### Task prompt
Print out each record below, unaltered and complete, without its images.

►

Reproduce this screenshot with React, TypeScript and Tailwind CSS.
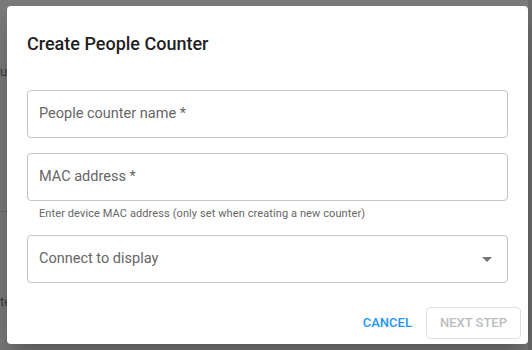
import React from "react";

interface FieldProps {
  label: string;
  required?: boolean;
  select?: boolean;
}

const Field: React.FC<FieldProps> = ({ label, required, select }) => {
  return (
    <div className="h-12 rounded border border-[#c4c4c4] flex items-center justify-between pl-[11px] pr-3">
      <span className="text-[14.5px] text-[#666666]">
        {label}
        {required && " *"}
      </span>
      {select && (
        <svg width="24" height="24" viewBox="0 0 24 24" className="fill-[#757575] -mr-1">
          <path d="M7 10l5 5 5-5z" />
        </svg>
      )}
    </div>
  );
};

export default function App() {
  return (
    <div
      className="w-[532px] h-[350px] bg-[#7a7a7a] relative overflow-hidden"
      style={{ fontFamily: "Roboto, 'Liberation Sans', sans-serif" }}
    >
      {/* faint page behind the backdrop */}
      <div className="absolute left-0 top-[62px] text-[13px] text-[#3a3a3a]">ur</div>
      <div className="absolute left-0 top-[292px] text-[13px] text-[#3a3a3a]">te</div>
      <div className="absolute left-0 top-[211px] w-[10px] h-px bg-[#6a6a6a]" />
      <div className="absolute right-0 top-0 w-[4px] h-full bg-[#6c6c6c]" />

      <div className="absolute left-[7px] top-[6px] w-[521px] h-[338px] bg-white rounded shadow-[0_11px_15px_-7px_rgba(0,0,0,0.2),0_24px_38px_3px_rgba(0,0,0,0.14)] flex flex-col">
        <h2 className="px-5 pt-[26px] text-[18px] leading-6 font-medium text-[#1f1f1f]">
          Create People Counter
        </h2>
        <div className="px-5 pt-[34px] flex flex-col">
          <Field label="People counter name" required />
          <div className="mt-[15px]">
            <Field label="MAC address" required />
          </div>
          <p className="mx-3 mt-[5px] text-[11px] leading-4 tracking-[0.1px] text-[#666666]">
            Enter device MAC address (only set when creating a new counter)
          </p>
          <div className="mt-[13px]">
            <Field label="Connect to display" select />
          </div>
        </div>
        <div className="mt-auto flex justify-end items-center gap-[6px] px-[7px] pb-[5px]">
          <button className="h-8 px-2 text-[13px] font-medium text-[#2196f3]">
            CANCEL
          </button>
          <button className="h-8 px-[13px] rounded border border-[#e0e0e0] text-[13px] font-medium text-[#bdbdbd]">
            NEXT STEP
          </button>
        </div>
      </div>
    </div>
  );
}
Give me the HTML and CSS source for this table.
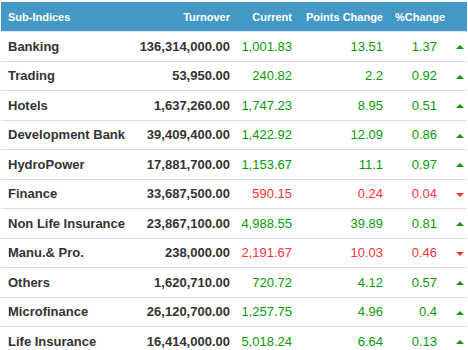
FILE: index.html
```html
<!DOCTYPE html>
<html lang="en">
<head>
    <meta charset="UTF-8">
    <meta name="viewport" content="width=device-width, initial-scale=1.0">
    <title>Sub-Indices</title>
    <link rel="stylesheet" href="styles.css">
</head>
<body>
    <table class="indices">
        <colgroup>
            <col class="col-name">
            <col class="col-turnover">
            <col class="col-current">
            <col class="col-points">
            <col class="col-pct">
            <col class="col-arrow">
        </colgroup>
        <thead>
            <tr>
                <th class="name">Sub-Indices</th>
                <th>Turnover</th>
                <th>Current</th>
                <th>Points Change</th>
                <th class="pct-head">%Change</th>
                <th></th>
            </tr>
        </thead>
        <tbody>
            <tr class="up">
                <td class="name">Banking</td><td class="turnover">136,314,000.00</td>
                <td>1,001.83</td><td>13.51</td><td>1.37</td><td class="arrow"><span></span></td>
            </tr>
            <tr class="up">
                <td class="name">Trading</td><td class="turnover">53,950.00</td>
                <td>240.82</td><td>2.2</td><td>0.92</td><td class="arrow"><span></span></td>
            </tr>
            <tr class="up">
                <td class="name">Hotels</td><td class="turnover">1,637,260.00</td>
                <td>1,747.23</td><td>8.95</td><td>0.51</td><td class="arrow"><span></span></td>
            </tr>
            <tr class="up">
                <td class="name">Development Bank</td><td class="turnover">39,409,400.00</td>
                <td>1,422.92</td><td>12.09</td><td>0.86</td><td class="arrow"><span></span></td>
            </tr>
            <tr class="up">
                <td class="name">HydroPower</td><td class="turnover">17,881,700.00</td>
                <td>1,153.67</td><td>11.1</td><td>0.97</td><td class="arrow"><span></span></td>
            </tr>
            <tr class="down">
                <td class="name">Finance</td><td class="turnover">33,687,500.00</td>
                <td>590.15</td><td>0.24</td><td>0.04</td><td class="arrow"><span></span></td>
            </tr>
            <tr class="up">
                <td class="name">Non Life Insurance</td><td class="turnover">23,867,100.00</td>
                <td>4,988.55</td><td>39.89</td><td>0.81</td><td class="arrow"><span></span></td>
            </tr>
            <tr class="down">
                <td class="name">Manu.&amp; Pro.</td><td class="turnover">238,000.00</td>
                <td>2,191.67</td><td>10.03</td><td>0.46</td><td class="arrow"><span></span></td>
            </tr>
            <tr class="up">
                <td class="name">Others</td><td class="turnover">1,620,710.00</td>
                <td>720.72</td><td>4.12</td><td>0.57</td><td class="arrow"><span></span></td>
            </tr>
            <tr class="up">
                <td class="name">Microfinance</td><td class="turnover">26,120,700.00</td>
                <td>1,257.75</td><td>4.96</td><td>0.4</td><td class="arrow"><span></span></td>
            </tr>
            <tr class="up">
                <td class="name">Life Insurance</td><td class="turnover">16,414,000.00</td>
                <td>5,018.24</td><td>6.64</td><td>0.13</td><td class="arrow"><span></span></td>
            </tr>
        </tbody>
    </table>
</body>
</html>
```

FILE: styles.css
```css
body {
    margin: 0;
    background-color: #fff;
    font-family: "Liberation Sans", Arial, sans-serif;
}

.indices {
    width: 466px;
    margin: 2px 1px 0;
    border-collapse: collapse;
    table-layout: fixed;
    font-size: 13px;
}

.col-name { width: 129px; }
.col-turnover { width: 104px; }
.col-current { width: 62px; }
.col-points { width: 91px; }
.col-pct { width: 54px; }
.col-arrow { width: 26px; }

.indices th {
    height: 29px;
    padding: 0 4px;
    background-color: #4498c6;
    color: #fff;
    font-size: 11px;
    font-weight: bold;
    text-align: right;
    white-space: nowrap;
    border-bottom: 1px solid #dde8ef;
}

.indices th.name {
    text-align: left;
    padding-left: 7px;
}

.indices th.pct-head {
    text-align: left;
    padding-left: 8px;
    overflow: visible;
}

.indices td {
    height: 29.5px;
    box-sizing: border-box;
    padding: 0 4px;
    text-align: right;
    white-space: nowrap;
    border-bottom: 1px solid #ddd;
}

.indices td.name {
    text-align: left;
    padding-left: 7px;
    color: #333;
    font-weight: bold;
}

.indices td.turnover {
    color: #333;
    font-weight: bold;
}

.up td { color: #0a9a0a; }
.down td { color: #ff3333; }

.indices td.arrow {
    text-align: left;
    padding-left: 15px;
}

.arrow span {
    display: inline-block;
    width: 0;
    height: 0;
    border-left: 4px solid transparent;
    border-right: 4px solid transparent;
    vertical-align: middle;
}

.up .arrow span {
    border-bottom: 4px solid #0a9a0a;
}

.down .arrow span {
    border-top: 4px solid #ff3333;
}
```
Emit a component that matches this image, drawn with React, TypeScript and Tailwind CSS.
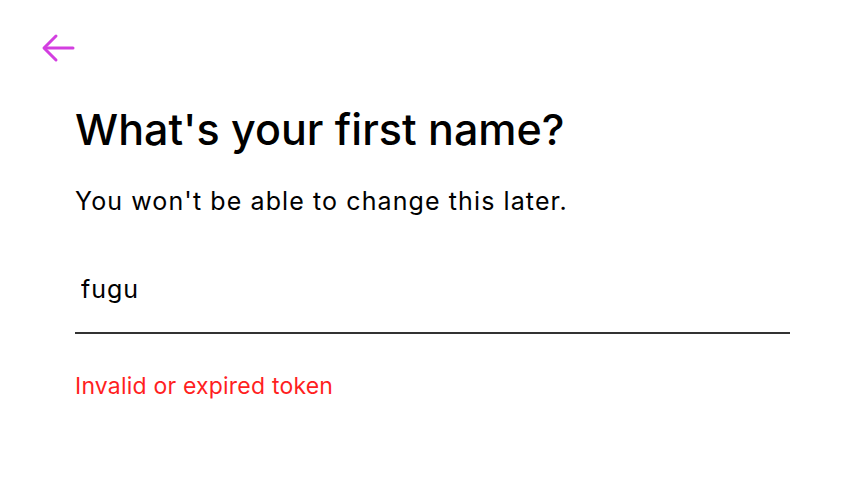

◄

### The result
Reproduce this screenshot with React, TypeScript and Tailwind CSS.
import React from "react";

interface FieldProps {
  label: string;
  required?: boolean;
  select?: boolean;
}

const Field: React.FC<FieldProps> = ({ label, required, select }) => {
  return (
    <div className="h-12 rounded border border-[#c4c4c4] flex items-center justify-between pl-[11px] pr-3">
      <span className="text-[14.5px] text-[#666666]">
        {label}
        {required && " *"}
      </span>
      {select && (
        <svg width="24" height="24" viewBox="0 0 24 24" className="fill-[#757575] -mr-1">
          <path d="M7 10l5 5 5-5z" />
        </svg>
      )}
    </div>
  );
};

export default function App() {
  return (
    <div
      className="w-[532px] h-[350px] bg-[#7a7a7a] relative overflow-hidden"
      style={{ fontFamily: "Roboto, 'Liberation Sans', sans-serif" }}
    >
      {/* faint page behind the backdrop */}
      <div className="absolute left-0 top-[62px] text-[13px] text-[#3a3a3a]">ur</div>
      <div className="absolute left-0 top-[292px] text-[13px] text-[#3a3a3a]">te</div>
      <div className="absolute left-0 top-[211px] w-[10px] h-px bg-[#6a6a6a]" />
      <div className="absolute right-0 top-0 w-[4px] h-full bg-[#6c6c6c]" />

      <div className="absolute left-[7px] top-[6px] w-[521px] h-[338px] bg-white rounded shadow-[0_11px_15px_-7px_rgba(0,0,0,0.2),0_24px_38px_3px_rgba(0,0,0,0.14)] flex flex-col">
        <h2 className="px-5 pt-[26px] text-[18px] leading-6 font-medium text-[#1f1f1f]">
          Create People Counter
        </h2>
        <div className="px-5 pt-[34px] flex flex-col">
          <Field label="People counter name" required />
          <div className="mt-[15px]">
            <Field label="MAC address" required />
          </div>
          <p className="mx-3 mt-[5px] text-[11px] leading-4 tracking-[0.1px] text-[#666666]">
            Enter device MAC address (only set when creating a new counter)
          </p>
          <div className="mt-[13px]">
            <Field label="Connect to display" select />
          </div>
        </div>
        <div className="mt-auto flex justify-end items-center gap-[6px] px-[7px] pb-[5px]">
          <button className="h-8 px-2 text-[13px] font-medium text-[#2196f3]">
            CANCEL
          </button>
          <button className="h-8 px-[13px] rounded border border-[#e0e0e0] text-[13px] font-medium text-[#bdbdbd]">
            NEXT STEP
          </button>
        </div>
      </div>
    </div>
  );
}
Give me the HTML and CSS source for this table.
FILE: index.html
```html
<!DOCTYPE html>
<html lang="en">
<head>
    <meta charset="UTF-8">
    <meta name="viewport" content="width=device-width, initial-scale=1.0">
    <title>Sub-Indices</title>
    <link rel="stylesheet" href="styles.css">
</head>
<body>
    <table class="indices">
        <colgroup>
            <col class="col-name">
            <col class="col-turnover">
            <col class="col-current">
            <col class="col-points">
            <col class="col-pct">
            <col class="col-arrow">
        </colgroup>
        <thead>
            <tr>
                <th class="name">Sub-Indices</th>
                <th>Turnover</th>
                <th>Current</th>
                <th>Points Change</th>
                <th class="pct-head">%Change</th>
                <th></th>
            </tr>
        </thead>
        <tbody>
            <tr class="up">
                <td class="name">Banking</td><td class="turnover">136,314,000.00</td>
                <td>1,001.83</td><td>13.51</td><td>1.37</td><td class="arrow"><span></span></td>
            </tr>
            <tr class="up">
                <td class="name">Trading</td><td class="turnover">53,950.00</td>
                <td>240.82</td><td>2.2</td><td>0.92</td><td class="arrow"><span></span></td>
            </tr>
            <tr class="up">
                <td class="name">Hotels</td><td class="turnover">1,637,260.00</td>
                <td>1,747.23</td><td>8.95</td><td>0.51</td><td class="arrow"><span></span></td>
            </tr>
            <tr class="up">
                <td class="name">Development Bank</td><td class="turnover">39,409,400.00</td>
                <td>1,422.92</td><td>12.09</td><td>0.86</td><td class="arrow"><span></span></td>
            </tr>
            <tr class="up">
                <td class="name">HydroPower</td><td class="turnover">17,881,700.00</td>
                <td>1,153.67</td><td>11.1</td><td>0.97</td><td class="arrow"><span></span></td>
            </tr>
            <tr class="down">
                <td class="name">Finance</td><td class="turnover">33,687,500.00</td>
                <td>590.15</td><td>0.24</td><td>0.04</td><td class="arrow"><span></span></td>
            </tr>
            <tr class="up">
                <td class="name">Non Life Insurance</td><td class="turnover">23,867,100.00</td>
                <td>4,988.55</td><td>39.89</td><td>0.81</td><td class="arrow"><span></span></td>
            </tr>
            <tr class="down">
                <td class="name">Manu.&amp; Pro.</td><td class="turnover">238,000.00</td>
                <td>2,191.67</td><td>10.03</td><td>0.46</td><td class="arrow"><span></span></td>
            </tr>
            <tr class="up">
                <td class="name">Others</td><td class="turnover">1,620,710.00</td>
                <td>720.72</td><td>4.12</td><td>0.57</td><td class="arrow"><span></span></td>
            </tr>
            <tr class="up">
                <td class="name">Microfinance</td><td class="turnover">26,120,700.00</td>
                <td>1,257.75</td><td>4.96</td><td>0.4</td><td class="arrow"><span></span></td>
            </tr>
            <tr class="up">
                <td class="name">Life Insurance</td><td class="turnover">16,414,000.00</td>
                <td>5,018.24</td><td>6.64</td><td>0.13</td><td class="arrow"><span></span></td>
            </tr>
        </tbody>
    </table>
</body>
</html>
```

FILE: styles.css
```css
body {
    margin: 0;
    background-color: #fff;
    font-family: "Liberation Sans", Arial, sans-serif;
}

.indices {
    width: 466px;
    margin: 2px 1px 0;
    border-collapse: collapse;
    table-layout: fixed;
    font-size: 13px;
}

.col-name { width: 129px; }
.col-turnover { width: 104px; }
.col-current { width: 62px; }
.col-points { width: 91px; }
.col-pct { width: 54px; }
.col-arrow { width: 26px; }

.indices th {
    height: 29px;
    padding: 0 4px;
    background-color: #4498c6;
    color: #fff;
    font-size: 11px;
    font-weight: bold;
    text-align: right;
    white-space: nowrap;
    border-bottom: 1px solid #dde8ef;
}

.indices th.name {
    text-align: left;
    padding-left: 7px;
}

.indices th.pct-head {
    text-align: left;
    padding-left: 8px;
    overflow: visible;
}

.indices td {
    height: 29.5px;
    box-sizing: border-box;
    padding: 0 4px;
    text-align: right;
    white-space: nowrap;
    border-bottom: 1px solid #ddd;
}

.indices td.name {
    text-align: left;
    padding-left: 7px;
    color: #333;
    font-weight: bold;
}

.indices td.turnover {
    color: #333;
    font-weight: bold;
}

.up td { color: #0a9a0a; }
.down td { color: #ff3333; }

.indices td.arrow {
    text-align: left;
    padding-left: 15px;
}

.arrow span {
    display: inline-block;
    width: 0;
    height: 0;
    border-left: 4px solid transparent;
    border-right: 4px solid transparent;
    vertical-align: middle;
}

.up .arrow span {
    border-bottom: 4px solid #0a9a0a;
}

.down .arrow span {
    border-top: 4px solid #ff3333;
}
```
Emit a component that matches this image, drawn with React, TypeScript and Tailwind CSS.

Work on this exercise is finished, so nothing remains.